§ AIM OF THE EXERCISE: Show all lines from the listing below that contain "with".
++++++++
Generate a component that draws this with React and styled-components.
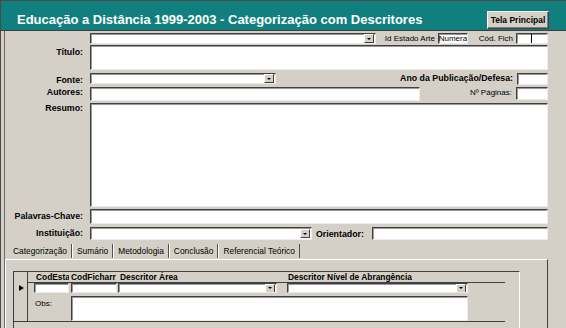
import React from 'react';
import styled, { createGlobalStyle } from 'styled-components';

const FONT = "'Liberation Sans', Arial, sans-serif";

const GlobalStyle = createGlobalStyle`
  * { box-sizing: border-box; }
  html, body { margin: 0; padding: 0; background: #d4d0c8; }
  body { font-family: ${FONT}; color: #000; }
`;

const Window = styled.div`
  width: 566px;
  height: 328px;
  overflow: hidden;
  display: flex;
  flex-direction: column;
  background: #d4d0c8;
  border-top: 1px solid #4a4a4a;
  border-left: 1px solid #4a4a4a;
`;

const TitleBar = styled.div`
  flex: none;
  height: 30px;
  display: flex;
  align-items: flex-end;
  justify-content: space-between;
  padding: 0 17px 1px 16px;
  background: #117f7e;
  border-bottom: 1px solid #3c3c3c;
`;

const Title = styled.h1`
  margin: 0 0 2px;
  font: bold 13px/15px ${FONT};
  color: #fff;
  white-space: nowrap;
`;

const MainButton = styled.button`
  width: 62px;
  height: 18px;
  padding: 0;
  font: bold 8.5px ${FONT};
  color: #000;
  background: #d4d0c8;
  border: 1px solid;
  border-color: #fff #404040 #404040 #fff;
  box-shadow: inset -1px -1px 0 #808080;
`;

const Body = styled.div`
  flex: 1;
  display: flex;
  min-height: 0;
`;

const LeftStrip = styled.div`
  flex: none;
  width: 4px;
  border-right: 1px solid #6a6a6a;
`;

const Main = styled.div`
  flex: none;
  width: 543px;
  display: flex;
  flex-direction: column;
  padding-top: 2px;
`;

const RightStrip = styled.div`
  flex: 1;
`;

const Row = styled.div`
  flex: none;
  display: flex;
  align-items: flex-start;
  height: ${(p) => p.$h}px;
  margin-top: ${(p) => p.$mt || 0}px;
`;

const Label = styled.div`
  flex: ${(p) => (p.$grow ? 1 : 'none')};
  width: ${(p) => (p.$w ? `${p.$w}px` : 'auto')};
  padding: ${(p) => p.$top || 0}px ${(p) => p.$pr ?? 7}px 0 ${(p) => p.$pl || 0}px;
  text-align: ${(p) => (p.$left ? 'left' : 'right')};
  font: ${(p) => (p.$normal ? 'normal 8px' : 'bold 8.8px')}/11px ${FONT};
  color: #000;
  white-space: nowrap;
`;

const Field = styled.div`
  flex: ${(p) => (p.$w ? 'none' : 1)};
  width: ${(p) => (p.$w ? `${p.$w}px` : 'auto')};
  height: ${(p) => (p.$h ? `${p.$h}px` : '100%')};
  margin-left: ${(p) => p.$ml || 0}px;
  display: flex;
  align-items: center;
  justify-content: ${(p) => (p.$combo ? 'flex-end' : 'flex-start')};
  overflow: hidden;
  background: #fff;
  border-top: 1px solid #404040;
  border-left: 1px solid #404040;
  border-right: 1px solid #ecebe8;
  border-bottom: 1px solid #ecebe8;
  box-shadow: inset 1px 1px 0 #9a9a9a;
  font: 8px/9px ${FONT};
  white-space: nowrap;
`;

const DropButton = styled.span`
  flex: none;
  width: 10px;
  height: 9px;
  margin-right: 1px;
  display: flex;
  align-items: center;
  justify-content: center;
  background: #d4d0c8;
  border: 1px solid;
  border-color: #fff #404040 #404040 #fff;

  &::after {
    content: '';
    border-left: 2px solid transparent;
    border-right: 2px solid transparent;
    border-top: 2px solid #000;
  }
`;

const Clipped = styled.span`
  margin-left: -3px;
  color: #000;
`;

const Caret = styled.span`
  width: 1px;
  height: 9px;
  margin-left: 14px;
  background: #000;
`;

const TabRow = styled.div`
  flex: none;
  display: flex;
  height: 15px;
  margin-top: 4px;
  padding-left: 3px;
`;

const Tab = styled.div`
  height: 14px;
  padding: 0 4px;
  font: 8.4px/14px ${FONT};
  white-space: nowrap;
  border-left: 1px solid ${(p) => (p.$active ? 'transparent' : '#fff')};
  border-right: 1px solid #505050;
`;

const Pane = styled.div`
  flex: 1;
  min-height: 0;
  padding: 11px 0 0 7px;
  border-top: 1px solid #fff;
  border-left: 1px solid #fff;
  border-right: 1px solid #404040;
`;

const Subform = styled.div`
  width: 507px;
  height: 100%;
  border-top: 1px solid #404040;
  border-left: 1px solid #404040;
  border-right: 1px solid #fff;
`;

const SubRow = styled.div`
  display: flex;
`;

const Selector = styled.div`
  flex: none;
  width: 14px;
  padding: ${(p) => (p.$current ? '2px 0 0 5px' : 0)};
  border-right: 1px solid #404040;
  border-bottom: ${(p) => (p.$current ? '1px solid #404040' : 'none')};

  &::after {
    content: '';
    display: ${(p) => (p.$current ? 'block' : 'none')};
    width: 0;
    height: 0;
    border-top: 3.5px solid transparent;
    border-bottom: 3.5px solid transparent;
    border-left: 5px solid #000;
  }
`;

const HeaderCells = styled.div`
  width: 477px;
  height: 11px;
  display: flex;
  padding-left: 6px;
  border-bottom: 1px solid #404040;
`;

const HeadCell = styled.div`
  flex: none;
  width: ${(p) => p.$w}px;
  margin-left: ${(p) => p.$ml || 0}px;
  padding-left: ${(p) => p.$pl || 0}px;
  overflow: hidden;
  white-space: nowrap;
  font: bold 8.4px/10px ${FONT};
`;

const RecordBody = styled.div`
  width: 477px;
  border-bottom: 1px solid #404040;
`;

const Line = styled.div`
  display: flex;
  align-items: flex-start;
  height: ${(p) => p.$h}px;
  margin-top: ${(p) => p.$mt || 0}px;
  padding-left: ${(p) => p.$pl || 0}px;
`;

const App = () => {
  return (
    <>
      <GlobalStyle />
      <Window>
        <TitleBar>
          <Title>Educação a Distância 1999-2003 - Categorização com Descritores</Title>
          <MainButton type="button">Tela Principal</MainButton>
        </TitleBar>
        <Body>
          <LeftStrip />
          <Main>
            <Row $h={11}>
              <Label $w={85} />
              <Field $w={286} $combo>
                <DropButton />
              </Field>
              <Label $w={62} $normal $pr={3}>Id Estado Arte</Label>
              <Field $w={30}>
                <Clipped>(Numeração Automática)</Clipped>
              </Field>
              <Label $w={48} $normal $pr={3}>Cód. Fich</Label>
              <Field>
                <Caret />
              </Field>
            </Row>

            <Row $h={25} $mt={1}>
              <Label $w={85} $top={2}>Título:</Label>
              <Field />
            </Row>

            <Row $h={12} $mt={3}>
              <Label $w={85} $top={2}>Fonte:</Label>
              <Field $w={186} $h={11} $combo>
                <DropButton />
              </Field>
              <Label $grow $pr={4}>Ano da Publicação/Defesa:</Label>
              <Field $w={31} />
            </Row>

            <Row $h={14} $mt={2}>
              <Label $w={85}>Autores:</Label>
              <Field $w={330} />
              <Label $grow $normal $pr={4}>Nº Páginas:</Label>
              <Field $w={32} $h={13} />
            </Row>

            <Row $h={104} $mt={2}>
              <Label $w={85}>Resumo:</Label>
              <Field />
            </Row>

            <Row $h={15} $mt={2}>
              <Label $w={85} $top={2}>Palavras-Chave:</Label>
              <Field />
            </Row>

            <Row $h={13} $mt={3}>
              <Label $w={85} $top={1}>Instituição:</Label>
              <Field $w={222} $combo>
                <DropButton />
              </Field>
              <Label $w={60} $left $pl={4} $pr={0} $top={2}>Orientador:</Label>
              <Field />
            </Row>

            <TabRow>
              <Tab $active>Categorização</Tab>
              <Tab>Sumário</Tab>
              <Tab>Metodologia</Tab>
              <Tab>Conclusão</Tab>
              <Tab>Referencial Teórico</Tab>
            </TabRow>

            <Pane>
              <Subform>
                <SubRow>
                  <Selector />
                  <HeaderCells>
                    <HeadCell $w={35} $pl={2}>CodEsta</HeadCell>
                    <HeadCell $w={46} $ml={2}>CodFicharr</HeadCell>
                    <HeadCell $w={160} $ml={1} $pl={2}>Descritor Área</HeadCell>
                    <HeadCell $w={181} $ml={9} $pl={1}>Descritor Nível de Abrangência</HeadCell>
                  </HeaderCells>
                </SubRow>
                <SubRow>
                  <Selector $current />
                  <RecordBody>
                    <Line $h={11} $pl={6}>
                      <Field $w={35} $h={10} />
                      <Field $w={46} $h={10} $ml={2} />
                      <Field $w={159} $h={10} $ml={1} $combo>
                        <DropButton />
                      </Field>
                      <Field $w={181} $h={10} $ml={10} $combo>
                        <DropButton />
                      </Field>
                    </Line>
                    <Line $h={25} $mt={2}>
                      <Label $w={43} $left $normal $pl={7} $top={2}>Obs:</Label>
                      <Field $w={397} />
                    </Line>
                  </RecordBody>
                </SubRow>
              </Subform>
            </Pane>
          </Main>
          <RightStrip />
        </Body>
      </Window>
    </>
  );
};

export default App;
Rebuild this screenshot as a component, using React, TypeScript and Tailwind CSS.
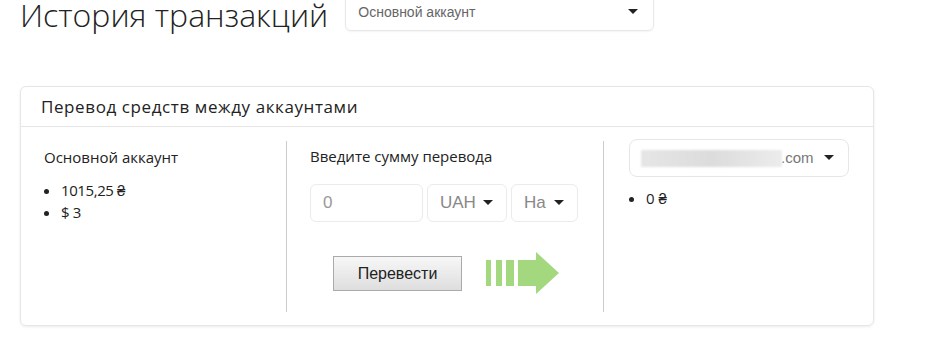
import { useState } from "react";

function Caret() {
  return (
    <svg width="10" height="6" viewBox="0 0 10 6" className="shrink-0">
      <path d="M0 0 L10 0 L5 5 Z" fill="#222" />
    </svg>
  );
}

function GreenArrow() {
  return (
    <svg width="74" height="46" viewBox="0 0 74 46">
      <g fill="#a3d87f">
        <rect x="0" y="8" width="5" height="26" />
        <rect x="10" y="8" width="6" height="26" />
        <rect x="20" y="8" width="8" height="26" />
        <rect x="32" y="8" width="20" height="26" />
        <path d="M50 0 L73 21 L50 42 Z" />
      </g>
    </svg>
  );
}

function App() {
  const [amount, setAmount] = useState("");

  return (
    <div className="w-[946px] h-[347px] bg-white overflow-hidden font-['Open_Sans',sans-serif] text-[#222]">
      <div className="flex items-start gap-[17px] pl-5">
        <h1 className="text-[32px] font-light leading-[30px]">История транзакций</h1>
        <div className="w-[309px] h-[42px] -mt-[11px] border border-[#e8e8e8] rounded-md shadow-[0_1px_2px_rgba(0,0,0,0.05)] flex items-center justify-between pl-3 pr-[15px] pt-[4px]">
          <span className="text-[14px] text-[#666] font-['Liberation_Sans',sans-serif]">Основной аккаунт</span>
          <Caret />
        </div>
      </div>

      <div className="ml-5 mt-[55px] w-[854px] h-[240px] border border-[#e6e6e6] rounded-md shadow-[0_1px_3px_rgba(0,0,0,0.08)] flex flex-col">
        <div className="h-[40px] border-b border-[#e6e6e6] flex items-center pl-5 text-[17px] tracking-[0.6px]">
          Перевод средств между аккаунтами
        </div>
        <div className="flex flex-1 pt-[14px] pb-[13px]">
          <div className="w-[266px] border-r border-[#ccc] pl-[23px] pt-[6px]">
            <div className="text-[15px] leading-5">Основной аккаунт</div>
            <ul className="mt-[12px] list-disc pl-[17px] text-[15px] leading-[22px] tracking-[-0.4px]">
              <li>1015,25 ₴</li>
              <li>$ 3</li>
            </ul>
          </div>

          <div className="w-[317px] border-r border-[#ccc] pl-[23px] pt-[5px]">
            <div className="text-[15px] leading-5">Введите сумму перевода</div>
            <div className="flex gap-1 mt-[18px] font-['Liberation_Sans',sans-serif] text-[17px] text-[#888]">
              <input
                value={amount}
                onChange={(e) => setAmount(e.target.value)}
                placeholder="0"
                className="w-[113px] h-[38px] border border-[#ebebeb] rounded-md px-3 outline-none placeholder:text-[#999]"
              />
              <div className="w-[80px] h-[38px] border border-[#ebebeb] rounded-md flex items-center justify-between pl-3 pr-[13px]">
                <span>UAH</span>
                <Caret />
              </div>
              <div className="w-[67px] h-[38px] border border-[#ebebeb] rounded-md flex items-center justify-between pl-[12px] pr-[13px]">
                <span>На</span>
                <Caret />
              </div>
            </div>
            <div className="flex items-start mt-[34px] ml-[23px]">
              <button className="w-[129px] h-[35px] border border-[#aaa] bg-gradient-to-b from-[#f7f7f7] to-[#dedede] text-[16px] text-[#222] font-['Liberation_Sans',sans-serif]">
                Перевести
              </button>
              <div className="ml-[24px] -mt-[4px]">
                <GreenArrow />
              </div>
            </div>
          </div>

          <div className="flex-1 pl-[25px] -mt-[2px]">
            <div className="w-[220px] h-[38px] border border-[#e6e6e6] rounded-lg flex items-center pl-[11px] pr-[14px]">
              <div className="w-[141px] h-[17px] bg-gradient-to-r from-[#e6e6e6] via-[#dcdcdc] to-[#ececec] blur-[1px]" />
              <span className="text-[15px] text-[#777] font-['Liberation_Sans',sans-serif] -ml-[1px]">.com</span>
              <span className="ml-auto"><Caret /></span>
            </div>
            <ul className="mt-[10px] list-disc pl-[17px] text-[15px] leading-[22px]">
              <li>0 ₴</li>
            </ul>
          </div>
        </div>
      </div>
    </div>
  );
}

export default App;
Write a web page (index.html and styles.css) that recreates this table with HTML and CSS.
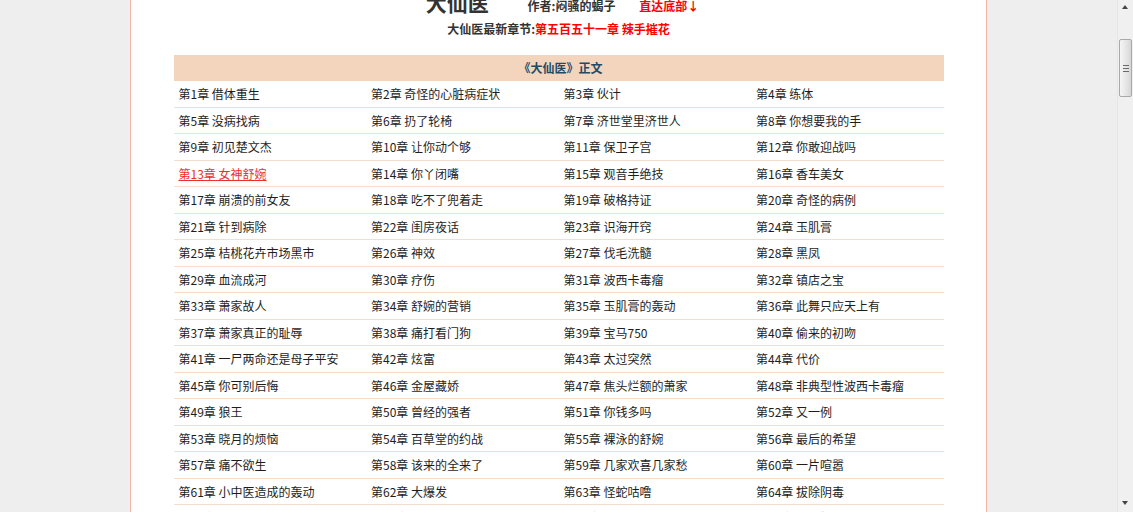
++++++++
§ WRITTEN REPLY:
Generate a component that draws this with React and styled-components.
Write a web page (index.html and styles.css) that recreates this table with HTML and CSS.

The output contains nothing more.